The National Cherry Festival has come and gone here in Traverse City, blessed this year with great weather and good attendance. The music was good, the jumping dogs were cool and a lot of tourists came to town despite gloomy predictions and high gas prices.
What’s not to like?
It made this long-time festival-goer wonder why Traverse City doesn’t have more bayside festivals during the summer? After all, many waterfront cities, such as Milwaukee and Detroit, have festivals every single week.
Obviously, that wouldn‘t be a good idea for a residential community, but how much is too much?
In March, the Traverse City Commission unanimously approved a new policy to limit festivals in the city’s parks. In particular, at the Open Space, which is home to the Cherry Festival and TC Film Festival.
The new Park and Public Land Use Policy states that TC’s Open Space “shall have not more than two major events (during the summer) in addition to the National Cherry Festival and shall not have more than one major event during the rest of the year.”
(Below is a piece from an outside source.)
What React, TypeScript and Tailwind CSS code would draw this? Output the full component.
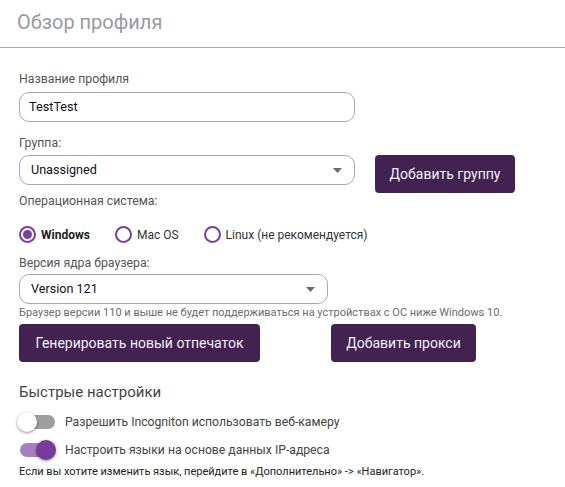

Hmm... that means that if the Film Fest is one of the major events, then we have the possibility of having just one more during the summer at the Open Space.
That’s not very forward-thinking. It’s sort of like tying your hands on the off-chance that you might hit yourself on the head with a hammer.
Imagine if prior to the arrival of the Film Festival three years ago, the city commission had approved an even stricter policy to head off the objections of conservatives who didn’t like Michael Moore. Without the use of the Open Space for free films, the Film Festival might be just a footnote by now, instead of a spectacular success.
So why slam the door on future events which could prove to be just as valuable in their own way? Some ideas:
• The Open Space practically cries out for a jazz festival. What a perfect setting, and it would draw a crowd similar to that of the Film Fest.
• Then too, the first people who lived on these shores were the Ottawa and Chippewa. Why not a bayside pow-wow with a recreated Native American village to celebrate their heritage?
• Why not a classical music festival? The TSO concerts by the bay used to be a big hit during the Cherry Festival. A two-day festival of classical/pops music would give the symphony a boost.
• A wine and food festival at the Open Space could be a huge hit, considering the overflow crowds that bookend the summer at winefests in Leland and Northport.
• Why not a Green Festival to celebrate our environment at Earth Day?
These are all benign event ideas, unlikely to attract the kind of yahoos that turn some people off at the Cherry Festival.
Fortunately, there appears to be plenty of waffle room in the new policy in terms of considering what would be a “major event.“ But who decides?
Obviously, there are some bad ideas for festivals. Many residents scratched their heads over the idea of a jetski festival a couple of years ago, and few supported the Christian electronic music festival.
But was that a good reason to throw the baby out with the bath water on this issue? TC may be passing up millions in tourist revenues that could be generated by a few choice events. Perhaps someday, we’ll reconsider what we’ve lost.